Work to complete
Pictures excluded, return the lines below from the first through the line holding "['#3f8be6', '#5b70d8', '#2f6fd0', '#5aa4f6'];".

Source material
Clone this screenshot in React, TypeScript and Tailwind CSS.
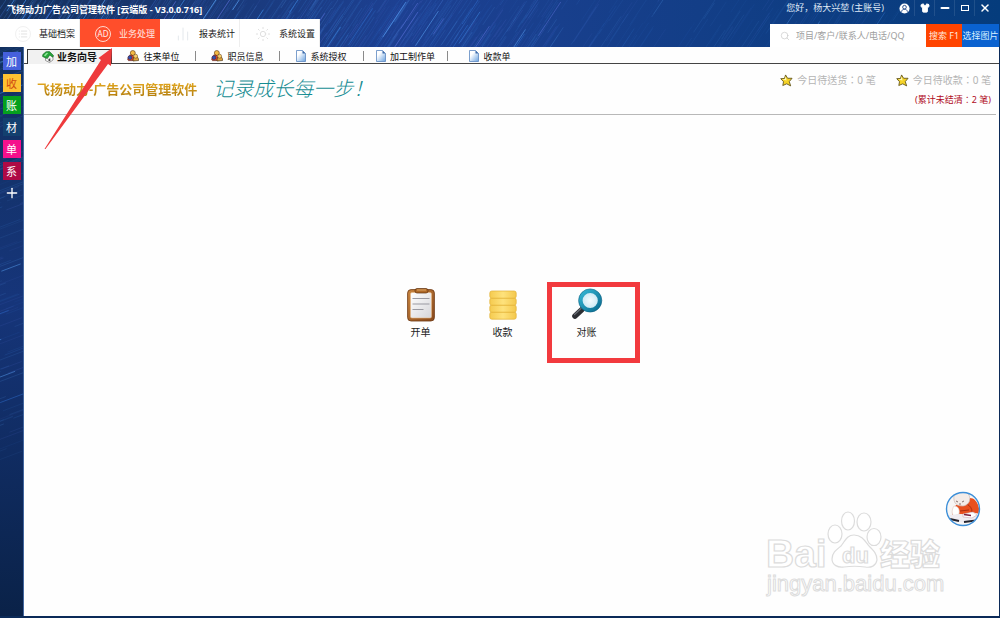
import { Search, Plus, Shirt, Minus, X, List, Sun, BarChart2 } from 'lucide-react';
import type { ReactNode } from 'react';

interface Streak {
  x: number;
  y: number;
  length: number;
  width: number;
  opacity: number;
  color: string;
}

const STREAK_COLORS = ['#3f8be6', '#5b70d8', '#2f6fd0', '#5aa4f6'];

// star trails for the skin background, always the same for a given seed
function makeStreaks(count: number, maxX: number, maxY: number, seed: number): Streak[] {
  let s = seed;
  const next = () => {
    s = (s * 16807) % 2147483647;
    return s / 2147483647;
  };
  return Array.from({ length: count }, () => {
    const strong = next() > 0.93;
    return {
      x: next() * maxX,
      y: next() * maxY - 14,
      length: 16 + next() * 36,
      width: strong ? 1 : 0.6,
      opacity: strong ? 0.8 : 0.15 + next() * 0.3,
      color: STREAK_COLORS[Math.floor(next() * STREAK_COLORS.length)],
    };
  });
}

const headerStreaks = [...makeStreaks(420, 560, 52, 4711), ...makeStreaks(260, 920, 52, 812)];
const sideStreaks = makeStreaks(110, 36, 420, 97);

const sideItems = [
  { label: '加', className: 'bg-[#4560dc] text-white' },
  { label: '收', className: 'bg-[#fdc232] text-[#d04a10]' },
  { label: '账', className: 'bg-[#05a01e] text-white' },
  { label: '材', className: 'bg-[#13406f] text-white' },
  { label: '单', className: 'bg-[#f5108c] text-white' },
  { label: '系', className: 'bg-[#ae0a45] text-white' },
];

function HouseIcon() {
  return (
    <svg viewBox="0 0 12 12" className="size-3 shrink-0">
      <path d="M3.500 6v3.500l4 2 3.500-2.500V5L8 3z" fill="#f6f6f6" stroke="#666" strokeWidth=".6" />
      <path d="M.6 5.500.8 3.500 4 .8 7.500.6l4 4-.8 1.600-3-2.200-2.400 3.600-2-.8z" fill="#27a53a" stroke="#0d5c1c" strokeWidth=".6" />
      <path d="M1.800 4.600 4.500 1.800 6.300 2 3.500 5.300z" fill="#8be595" />
      <path d="M6.500 8l1.800-.8v3.300l-1.800-.6z" fill="#444" />
    </svg>
  );
}

function PeopleIcon() {
  return (
    <svg viewBox="0 0 12 12" className="size-3 shrink-0">
      <circle cx="5.800" cy="3" r="2.500" fill="#f3b944" stroke="#5a3510" strokeWidth=".6" />
      <path d="M.8 10c0-3.500 1-5 3.200-5s3.400 2 3.400 5.600H1.500z" fill="#d4472c" stroke="#4a1410" strokeWidth=".6" />
      <path d="M6 11c0-3 .8-4.500 2.700-4.500s2.900 1.500 2.900 4z" fill="#e0a43c" stroke="#3c2a10" strokeWidth=".6" />
      <circle cx="8.600" cy="6.200" r="2" fill="#f7cf6a" stroke="#5a3510" strokeWidth=".5" />
      <circle cx="3" cy="7.600" r="1.900" fill="#3350b0" stroke="#16205a" strokeWidth=".4" />
    </svg>
  );
}

function PageIcon() {
  return (
    <svg viewBox="0 0 10 12" className="h-3 w-2.5 shrink-0">
      <defs>
        <linearGradient id="page" x1="0" y1="0" x2="1" y2="1">
          <stop offset=".3" stopColor="#fff" />
          <stop offset="1" stopColor="#6aa2e0" />
        </linearGradient>
      </defs>
      <path d="M.5.500h6L9.500 3.500v8h-9z" fill="url(#page)" stroke="#5a86c0" strokeWidth=".8" />
      <path d="M6.500.500v3h3z" fill="#3d6aa8" />
    </svg>
  );
}

function StarIcon() {
  return (
    <svg viewBox="0 0 14 14" className="size-[13px] shrink-0">
      <path
        d="M6 1 8.200 4.600 13 4.600 10 8.200 11.500 12.800 7.200 10.600 3 12.400 3.800 8.300.800 5 4.800 4.800z"
        fill="#f5d327"
        stroke="#5a4d14"
        strokeWidth=".9"
        strokeLinejoin="round"
      />
      <path d="M6.200 2.500 7 7 2.500 5.800l2.800-.4z" fill="#fff8b8" />
    </svg>
  );
}

function ClipboardIcon() {
  return (
    <svg viewBox="0 0 28 34" className="h-[34px] w-7">
      <defs>
        <linearGradient id="board" x1="0" y1="0" x2="1" y2="1">
          <stop offset="0" stopColor="#c9853f" />
          <stop offset="1" stopColor="#8a4a1c" />
        </linearGradient>
        <linearGradient id="sheet" x1="0" y1="0" x2="1" y2="1">
          <stop offset="0" stopColor="#fff" />
          <stop offset="1" stopColor="#d6d6da" />
        </linearGradient>
      </defs>
      <rect x=".6" y="1.600" width="26.800" height="31.400" rx="3.500" fill="url(#board)" stroke="#6b3510" strokeWidth=".8" />
      <rect x="3.500" y="4.500" width="21" height="25.500" rx="1.500" fill="url(#sheet)" stroke="#e8b884" strokeWidth=".6" />
      <rect x="8" y=".5" width="13" height="4.500" rx="2" fill="#b06a28" stroke="#5d2f0e" strokeWidth=".7" />
      <path d="M10 2h9" stroke="#e9b87a" strokeWidth=".8" />
      <path d="M5.500 10.500h17M5.500 16h17M5.500 21.500h11" stroke="#9a9aa2" strokeWidth="1.200" />
    </svg>
  );
}

function CoinsIcon() {
  return (
    <svg viewBox="0 0 28 34" className="h-[34px] w-7">
      <defs>
        <linearGradient id="coin" x1="0" y1="0" x2="1" y2="0">
          <stop offset="0" stopColor="#f5cb50" />
          <stop offset=".5" stopColor="#fee27c" />
          <stop offset="1" stopColor="#f4c84c" />
        </linearGradient>
      </defs>
      {[24, 17, 10, 3].map((y) => (
        <rect key={y} x=".8" y={y} width="26.400" height="7.200" rx="2" fill="url(#coin)" stroke="#e2b136" strokeWidth=".7" />
      ))}
    </svg>
  );
}

function MagnifierIcon() {
  return (
    <svg viewBox="0 0 32 34" className="h-[34px] w-8">
      <defs>
        <linearGradient id="ring" x1="0" y1="0" x2="1" y2="1">
          <stop offset="0" stopColor="#35b6d4" />
          <stop offset="1" stopColor="#0b6d92" />
        </linearGradient>
        <radialGradient id="glass">
          <stop offset="0" stopColor="#f4fbfe" />
          <stop offset="1" stopColor="#c4e5f2" />
        </radialGradient>
      </defs>
      <path d="M4 28 11 21.500" stroke="#2c2e33" strokeWidth="5.600" strokeLinecap="round" />
      <path d="M3.500 26.500 10 20.500" stroke="#6a6d74" strokeWidth="1.200" strokeLinecap="round" />
      <circle cx="19.200" cy="12.500" r="9.600" fill="url(#glass)" stroke="url(#ring)" strokeWidth="4" />
      <circle cx="19.200" cy="12.500" r="11.600" fill="none" stroke="#0d5f80" strokeWidth=".6" />
    </svg>
  );
}

const tabs: { label: string; icon: ReactNode }[] = [
  { label: '往来单位', icon: <PeopleIcon /> },
  { label: '职员信息', icon: <PeopleIcon /> },
  { label: '系统授权', icon: <PageIcon /> },
  { label: '加工制作单', icon: <PageIcon /> },
  { label: '收款单', icon: <PageIcon /> },
];

const navItems: { label: string; icon: ReactNode; active?: boolean }[] = [
  {
    label: '基础档案',
    icon: (
      <span className="flex size-4 items-center justify-center rounded-full border border-[#f1f1f1]">
        <List className="size-2.5 text-[#dcdcdc]" strokeWidth={2} />
      </span>
    ),
  },
  {
    label: '业务处理',
    icon: (
      <span className="flex size-4 items-center justify-center rounded-full border border-[#ffd9cf] text-[8px] leading-none text-[#fff1ec]">
        AD
      </span>
    ),
    active: true,
  },
  { label: '报表统计', icon: <BarChart2 className="size-4 text-[#e4e8ec]" strokeWidth={1.500} /> },
  { label: '系统设置', icon: <Sun className="size-4 text-[#e0e0e0]" strokeWidth={1.500} /> },
];

function Header() {
  return (
    <header className="relative flex h-[47px] shrink-0 justify-between overflow-hidden bg-linear-to-r from-[#15305c] via-[#1d4092] via-40% to-[#053c7c] text-[9px]">
      <svg className="absolute inset-0 h-full w-full" aria-hidden="true">
        {headerStreaks.map((s, i) => (
          <line
            key={i}
            x1={s.x}
            y1={s.y}
            x2={s.x - s.length * 0.55}
            y2={s.y + s.length * 0.83}
            stroke={s.color}
            strokeWidth={s.width}
            opacity={s.opacity * (1 - s.x / 1400)}
          />
        ))}
      </svg>

      <div className="relative flex flex-col justify-between">
        <h1 className="pt-px pl-[7px] leading-[18px] font-bold whitespace-nowrap text-white">
          飞扬动力广告公司管理软件 [云端版 - V3.0.0.716]
        </h1>
        <nav className="flex h-7">
          {navItems.map((item) => (
            <button
              key={item.label}
              type="button"
              className={
                item.active
                  ? 'flex w-20 items-center gap-2 bg-[#ff4e2b] pt-px pl-[15px] whitespace-nowrap text-[#ffe9e2]'
                  : 'flex w-20 items-center gap-2 border-r border-[#eeeeee] bg-white pt-px pl-[15px] whitespace-nowrap text-[#222222]'
              }
            >
              {item.icon}
              {item.label}
            </button>
          ))}
        </nav>
      </div>

      <div className="relative flex flex-col items-end justify-between pr-px">
        <div className="flex h-4 items-center pr-[5px] text-white">
          <span className="pr-2.5 whitespace-nowrap text-[#dfe8f6]">您好，杨大兴堃 (主账号)</span>
          <button type="button" aria-label="账号" className="flex h-4 w-5 items-center justify-center">
            <svg viewBox="0 0 12 12" className="size-[11px]">
              <circle cx="6" cy="6" r="5.500" fill="#fff" />
              <circle cx="6" cy="4.600" r="2" fill="none" stroke="#1c4487" strokeWidth="1" />
              <path d="M2.800 9.500c.4-2 1.500-2.700 3.200-2.700s2.800.7 3.200 2.700" fill="none" stroke="#1c4487" strokeWidth="1" />
            </svg>
          </button>
          <button type="button" aria-label="皮肤" className="flex h-4 w-5 items-center justify-center border-l border-white/10">
            <Shirt className="size-2.5 fill-white" />
          </button>
          <button type="button" aria-label="最小化" className="flex h-4 w-5 items-center justify-center border-l border-white/10">
            <Minus className="size-3" strokeWidth={4} />
          </button>
          <button type="button" aria-label="最大化" className="flex h-4 w-5 items-center justify-center border-l border-white/10">
            <span className="h-1.5 w-2 border border-white" />
          </button>
          <button type="button" aria-label="关闭" className="flex h-4 w-5 items-center justify-center border-l border-white/10">
            <X className="size-3" strokeWidth={3} />
          </button>
        </div>
        <form className="flex h-[23px]">
          <label className="flex w-[156px] items-center gap-1.5 bg-white pl-2.5">
            <Search className="size-2.5 shrink-0 text-[#c4c4c4]" strokeWidth={1.500} />
            <input
              type="text"
              aria-label="搜索"
              placeholder="项目/客户/联系人/电话/QQ"
              className="w-full min-w-0 bg-transparent outline-none placeholder:text-[#a0a0a0]"
            />
          </label>
          <button type="button" className="w-9 bg-[#ff4400] whitespace-nowrap text-[#ffe8d8]">
            搜索 F1
          </button>
          <button type="button" className="w-[37px] bg-[#0a62d0] whitespace-nowrap text-[#d8f0ff]">
            选择图片
          </button>
        </form>
      </div>
    </header>
  );
}

function Sidebar() {
  return (
    <aside className="relative flex w-6 shrink-0 flex-col items-center gap-1 overflow-hidden border-r border-[#4468a0] bg-linear-to-b from-[#12305f] via-[#16357a] via-45% to-[#0a2248] pt-[5px] text-[11px]">
      <svg className="absolute inset-0 h-full w-full" aria-hidden="true">
        {sideStreaks.map((s, i) => (
          <line
            key={i}
            x1={s.x}
            y1={s.y}
            x2={s.x - s.length * 0.9}
            y2={s.y + s.length * 0.34}
            stroke={s.color}
            strokeWidth={s.width}
            opacity={s.opacity * 0.6}
          />
        ))}
      </svg>
      {sideItems.map((item) => (
        <button
          key={item.label}
          type="button"
          className={`relative flex size-[18px] items-center justify-center leading-none ${item.className}`}
        >
          {item.label}
        </button>
      ))}
      <button type="button" aria-label="添加" className="relative flex size-[18px] items-center justify-center text-white">
        <Plus className="size-4" strokeWidth={2} />
      </button>
    </aside>
  );
}

function Tabs() {
  return (
    <div role="tablist" className="flex h-[17px] shrink-0 pt-0.5 text-[9px] text-[#111111]">
      <span className="w-[3px] border-b border-[#444444]" />
      <button
        type="button"
        role="tab"
        aria-selected="true"
        className="flex w-[85px] items-center justify-center gap-[3px] border-x border-t border-[#333333] bg-[#f1f1f1] text-[10px] leading-none font-bold whitespace-nowrap"
      >
        <HouseIcon />
        业务向导
      </button>
      {tabs.map((tab, i) => (
        <button
          key={tab.label}
          type="button"
          role="tab"
          aria-selected="false"
          className="flex w-[84px] items-center border-b border-[#444444] leading-none whitespace-nowrap"
        >
          <span className="flex flex-1 items-center justify-center gap-1">
            {tab.icon}
            {tab.label}
          </span>
          {i < tabs.length - 1 && <span className="h-2.5 w-px bg-[#8a8a8a]" />}
        </button>
      ))}
      <span className="flex-1 border-b border-[#444444]" />
    </div>
  );
}

function Banner() {
  return (
    <div className="mr-[3px] flex h-[51px] shrink-0 items-center border-b border-[#b8b8b8] pl-[13px]">
      <p className="bg-linear-to-b from-[#efb224] to-[#ab770a] bg-clip-text text-[13px] leading-5 font-bold whitespace-nowrap text-transparent">
        飞扬动力-广告公司管理软件
      </p>
      <p className="pl-4 text-[20px] leading-5 font-light whitespace-nowrap text-[#148c92] italic">记录成长每一步！</p>
      <div className="ml-auto flex flex-col items-end gap-1 pt-0.5 pr-[5px] font-['Noto_Sans','Noto_Sans_CJK_TC',sans-serif] whitespace-nowrap">
        <div className="flex gap-5 text-[10px] leading-4 text-[#b4b4b4]">
          <span className="flex items-center gap-1">
            <StarIcon />
            今日待送货：0 笔
          </span>
          <span className="flex items-center gap-1">
            <StarIcon />
            今日待收款：0 笔
          </span>
        </div>
        <p className="text-[9px] leading-4 text-[#b00c1c]">(累计未结清：2 笔)</p>
      </div>
    </div>
  );
}

function Shortcuts() {
  return (
    <div className="flex justify-center pt-[173px] pr-3.5 text-[10px] text-[#222222]">
      <button type="button" className="flex w-[82px] flex-col items-center gap-0.5">
        <ClipboardIcon />
        <span className="leading-4">开单</span>
      </button>
      <button type="button" className="flex w-[82px] flex-col items-center gap-0.5">
        <CoinsIcon />
        <span className="leading-4">收款</span>
      </button>
      <button type="button" className="relative flex w-[86px] flex-col items-center gap-0.5">
        <MagnifierIcon />
        <span className="leading-4">对账</span>
        {/* highlight frame */}
        <span className="absolute -top-1.5 left-[3px] h-[81px] w-[93px] border-5 border-[#f23a3e]" />
      </button>
    </div>
  );
}

function Avatar() {
  return (
    <svg viewBox="0 0 36 36" className="absolute right-[18px] bottom-[89px] size-9">
      <defs>
        <clipPath id="avatar">
          <circle cx="18" cy="18" r="16" />
        </clipPath>
      </defs>
      <circle cx="18" cy="18" r="16.500" fill="#f8f6f5" />
      <g clipPath="url(#avatar)">
        <path d="M8 19l3-5 9 0 5-7c5 0 9 5 10 16l-9-2-5 3-9-1-5 2z" fill="#e8501f" />
        <path d="M22 13c3 2 5 4 5 8M15 20l9-1" fill="none" stroke="#a92f12" strokeWidth="1" />
        <path d="M9 4c4-4 13-4 15 0 2 5 0 10-6 11-6 0-10-2-9-11z" fill="#f4ece8" stroke="#cdbdb8" strokeWidth=".7" />
        <path d="M11 10l2 1M17 11l2-1M14 13h2" stroke="#7a6460" strokeWidth=".9" />
        <path d="M9 15c4 0 6 3 5 8l-5 2c-3-2-2-7 0-10z" fill="#fff" stroke="#ddc8c0" strokeWidth=".6" />
        <path d="M4 24l12-1 18 1v5l-14 3-14-3z" fill="#f0ecf1" />
        <path d="M18 23l10-2 4 3-5 3-9-1z" fill="#fff" stroke="#c9a9b4" strokeWidth=".6" />
        <path d="M5 28l9 2M19 31l12-1.500" stroke="#23232e" strokeWidth="1.800" />
        <path d="M19 23.500l7 1" stroke="#7a2040" strokeWidth="1.400" />
      </g>
      <circle cx="18" cy="18" r="16.500" fill="none" stroke="#3d8fd8" strokeWidth="1.400" />
    </svg>
  );
}

function Watermark() {
  return (
    <svg
      viewBox="0 0 184 90"
      className="absolute right-[50px] bottom-4 h-[90px] w-[184px] font-['Liberation_Sans','Noto_Sans_CJK_SC',sans-serif]"
      fill="#fff"
      stroke="#dcdcdc"
      strokeWidth="1.200"
    >
      <text x="1" y="57" className="text-[39px] font-bold">
        Bai
      </text>
      <ellipse cx="70" cy="24" rx="7" ry="9" />
      <ellipse cx="83" cy="11" rx="6.500" ry="9" />
      <ellipse cx="99" cy="12" rx="7" ry="9" />
      <ellipse cx="109" cy="27" rx="7" ry="8.500" />
      <path d="M89 25c8 0 11 6 15 11 5 5 8 8 8 14-1 6-6 8-12 7-7-1-14-1-21 0-6 1-12-2-12-8 0-6 4-9 9-13 4-5 6-11 13-11z" />
      <text x="77" y="53" className="text-[22px] font-bold">
        du
      </text>
      <text x="115" y="55" className="text-[30px] font-black">
        经验
      </text>
      <text x="2" y="81" strokeWidth="1" className="text-[22px]">
        jingyan.baidu.com
      </text>
    </svg>
  );
}

export default function App() {
  return (
    <div className="relative flex min-h-screen flex-col bg-[#0b2a58] font-['Noto_Sans','Noto_Sans_CJK_SC',sans-serif]">
      <Header />
      <div className="flex flex-1 pb-0.5">
        <Sidebar />
        <main className="relative mr-px flex min-w-0 flex-1 flex-col bg-[#fefefe]">
          <Tabs />
          <Banner />
          <Shortcuts />
          <Avatar />
          <Watermark />
        </main>
      </div>

      {/* pointer towards the active menu */}
      <svg viewBox="0 0 70 104" className="pointer-events-none absolute top-[47px] left-[43px] h-[104px] w-[70px]">
        <path d="M1.500 102 58 13 55.500 11 69 1 68 19 65 17 2.500 102z" fill="#ee3a3c" />
      </svg>
    </div>
  );
}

Right answer
Clone this screenshot in React, TypeScript and Tailwind CSS.
import { Search, Plus, Shirt, Minus, X, List, Sun, BarChart2 } from 'lucide-react';
import type { ReactNode } from 'react';

interface Streak {
  x: number;
  y: number;
  length: number;
  width: number;
  opacity: number;
  color: string;
}

const STREAK_COLORS = ['#3f8be6', '#5b70d8', '#2f6fd0', '#5aa4f6'];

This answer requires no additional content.